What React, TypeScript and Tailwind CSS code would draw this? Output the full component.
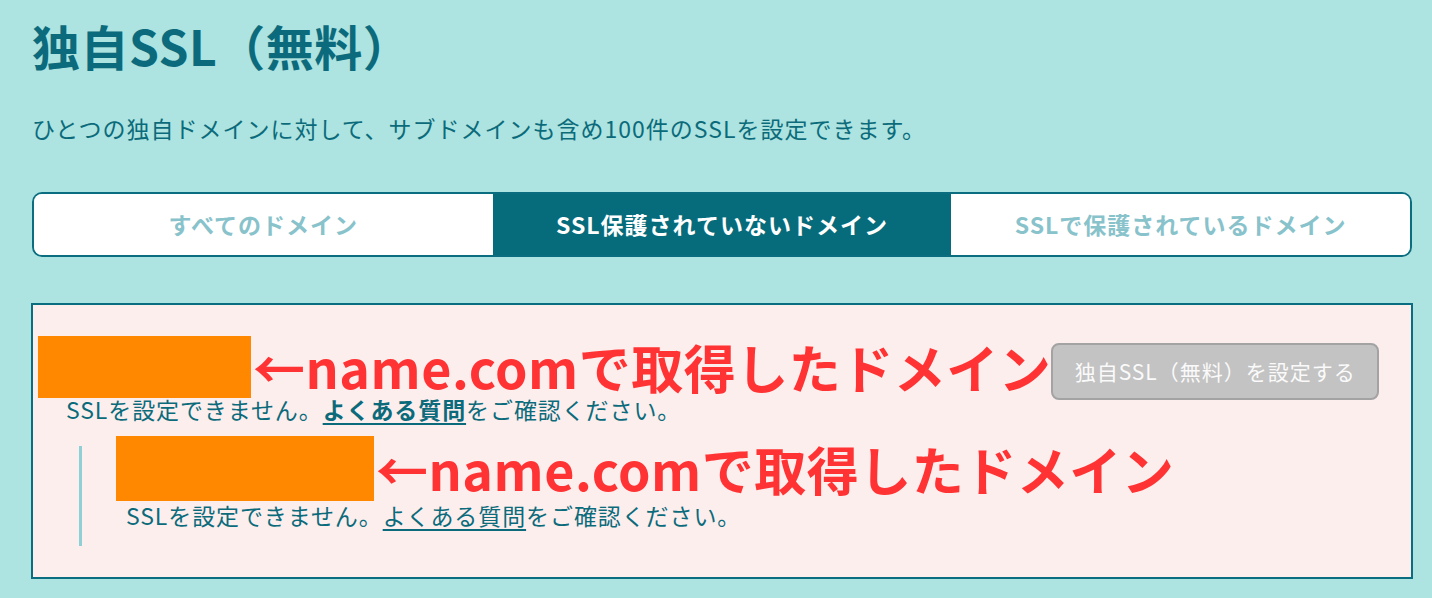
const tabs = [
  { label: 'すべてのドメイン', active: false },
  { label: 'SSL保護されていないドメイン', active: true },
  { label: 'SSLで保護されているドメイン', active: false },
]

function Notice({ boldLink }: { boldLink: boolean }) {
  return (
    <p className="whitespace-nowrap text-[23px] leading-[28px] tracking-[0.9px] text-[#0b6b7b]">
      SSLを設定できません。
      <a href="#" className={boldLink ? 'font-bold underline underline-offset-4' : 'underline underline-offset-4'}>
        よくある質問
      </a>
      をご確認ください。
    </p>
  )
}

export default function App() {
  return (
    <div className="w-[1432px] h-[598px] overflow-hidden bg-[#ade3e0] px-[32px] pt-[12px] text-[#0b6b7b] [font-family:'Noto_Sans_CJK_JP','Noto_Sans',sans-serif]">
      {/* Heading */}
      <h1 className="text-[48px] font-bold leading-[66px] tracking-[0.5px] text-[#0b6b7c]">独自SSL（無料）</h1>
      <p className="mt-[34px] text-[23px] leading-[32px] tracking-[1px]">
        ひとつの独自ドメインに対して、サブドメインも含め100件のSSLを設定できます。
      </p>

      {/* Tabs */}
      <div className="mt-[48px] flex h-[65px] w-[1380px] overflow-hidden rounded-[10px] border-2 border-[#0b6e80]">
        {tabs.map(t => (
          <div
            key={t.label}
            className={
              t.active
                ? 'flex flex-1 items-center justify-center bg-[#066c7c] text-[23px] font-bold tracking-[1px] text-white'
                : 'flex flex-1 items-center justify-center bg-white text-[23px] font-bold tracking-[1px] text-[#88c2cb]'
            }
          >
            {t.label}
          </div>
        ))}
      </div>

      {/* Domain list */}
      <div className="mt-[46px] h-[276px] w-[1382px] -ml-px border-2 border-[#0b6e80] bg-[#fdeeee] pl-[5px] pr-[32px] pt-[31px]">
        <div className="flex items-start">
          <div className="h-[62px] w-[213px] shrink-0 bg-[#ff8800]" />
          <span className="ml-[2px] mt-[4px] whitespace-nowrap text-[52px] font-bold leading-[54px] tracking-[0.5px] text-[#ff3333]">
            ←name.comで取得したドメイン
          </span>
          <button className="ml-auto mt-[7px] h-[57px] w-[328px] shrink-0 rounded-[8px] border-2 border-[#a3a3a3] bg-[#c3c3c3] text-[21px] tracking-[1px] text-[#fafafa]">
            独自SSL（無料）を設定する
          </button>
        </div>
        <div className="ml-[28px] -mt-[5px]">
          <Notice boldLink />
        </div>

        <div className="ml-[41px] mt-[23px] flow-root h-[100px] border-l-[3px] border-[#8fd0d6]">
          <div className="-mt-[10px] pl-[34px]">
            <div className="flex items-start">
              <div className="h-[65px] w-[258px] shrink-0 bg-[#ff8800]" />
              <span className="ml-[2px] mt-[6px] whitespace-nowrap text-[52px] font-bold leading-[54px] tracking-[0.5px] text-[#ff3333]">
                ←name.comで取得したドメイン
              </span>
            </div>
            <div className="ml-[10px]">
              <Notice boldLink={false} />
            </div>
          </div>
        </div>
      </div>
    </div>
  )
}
#####
• **Written request**:
The material above holds pictures; copy everything else in it exactly.

• **The reply**:
What React, TypeScript and Tailwind CSS code would draw this? Output the full component.
const tabs = [
  { label: 'すべてのドメイン', active: false },
  { label: 'SSL保護されていないドメイン', active: true },
  { label: 'SSLで保護されているドメイン', active: false },
]

function Notice({ boldLink }: { boldLink: boolean }) {
  return (
    <p className="whitespace-nowrap text-[23px] leading-[28px] tracking-[0.9px] text-[#0b6b7b]">
      SSLを設定できません。
      <a href="#" className={boldLink ? 'font-bold underline underline-offset-4' : 'underline underline-offset-4'}>
        よくある質問
      </a>
      をご確認ください。
    </p>
  )
}

export default function App() {
  return (
    <div className="w-[1432px] h-[598px] overflow-hidden bg-[#ade3e0] px-[32px] pt-[12px] text-[#0b6b7b] [font-family:'Noto_Sans_CJK_JP','Noto_Sans',sans-serif]">
      {/* Heading */}
      <h1 className="text-[48px] font-bold leading-[66px] tracking-[0.5px] text-[#0b6b7c]">独自SSL（無料）</h1>
      <p className="mt-[34px] text-[23px] leading-[32px] tracking-[1px]">
        ひとつの独自ドメインに対して、サブドメインも含め100件のSSLを設定できます。
      </p>

      {/* Tabs */}
      <div className="mt-[48px] flex h-[65px] w-[1380px] overflow-hidden rounded-[10px] border-2 border-[#0b6e80]">
        {tabs.map(t => (
          <div
            key={t.label}
            className={
              t.active
                ? 'flex flex-1 items-center justify-center bg-[#066c7c] text-[23px] font-bold tracking-[1px] text-white'
                : 'flex flex-1 items-center justify-center bg-white text-[23px] font-bold tracking-[1px] text-[#88c2cb]'
            }
          >
            {t.label}
          </div>
        ))}
      </div>

      {/* Domain list */}
      <div className="mt-[46px] h-[276px] w-[1382px] -ml-px border-2 border-[#0b6e80] bg-[#fdeeee] pl-[5px] pr-[32px] pt-[31px]">
        <div className="flex items-start">
          <div className="h-[62px] w-[213px] shrink-0 bg-[#ff8800]" />
          <span className="ml-[2px] mt-[4px] whitespace-nowrap text-[52px] font-bold leading-[54px] tracking-[0.5px] text-[#ff3333]">
            ←name.comで取得したドメイン
          </span>
          <button className="ml-auto mt-[7px] h-[57px] w-[328px] shrink-0 rounded-[8px] border-2 border-[#a3a3a3] bg-[#c3c3c3] text-[21px] tracking-[1px] text-[#fafafa]">
            独自SSL（無料）を設定する
          </button>
        </div>
        <div className="ml-[28px] -mt-[5px]">
          <Notice boldLink />
        </div>

        <div className="ml-[41px] mt-[23px] flow-root h-[100px] border-l-[3px] border-[#8fd0d6]">
          <div className="-mt-[10px] pl-[34px]">
            <div className="flex items-start">
              <div className="h-[65px] w-[258px] shrink-0 bg-[#ff8800]" />
              <span className="ml-[2px] mt-[6px] whitespace-nowrap text-[52px] font-bold leading-[54px] tracking-[0.5px] text-[#ff3333]">
                ←name.comで取得したドメイン
              </span>
            </div>
            <div className="ml-[10px]">
              <Notice boldLink={false} />
            </div>
          </div>
        </div>
      </div>
    </div>
  )
}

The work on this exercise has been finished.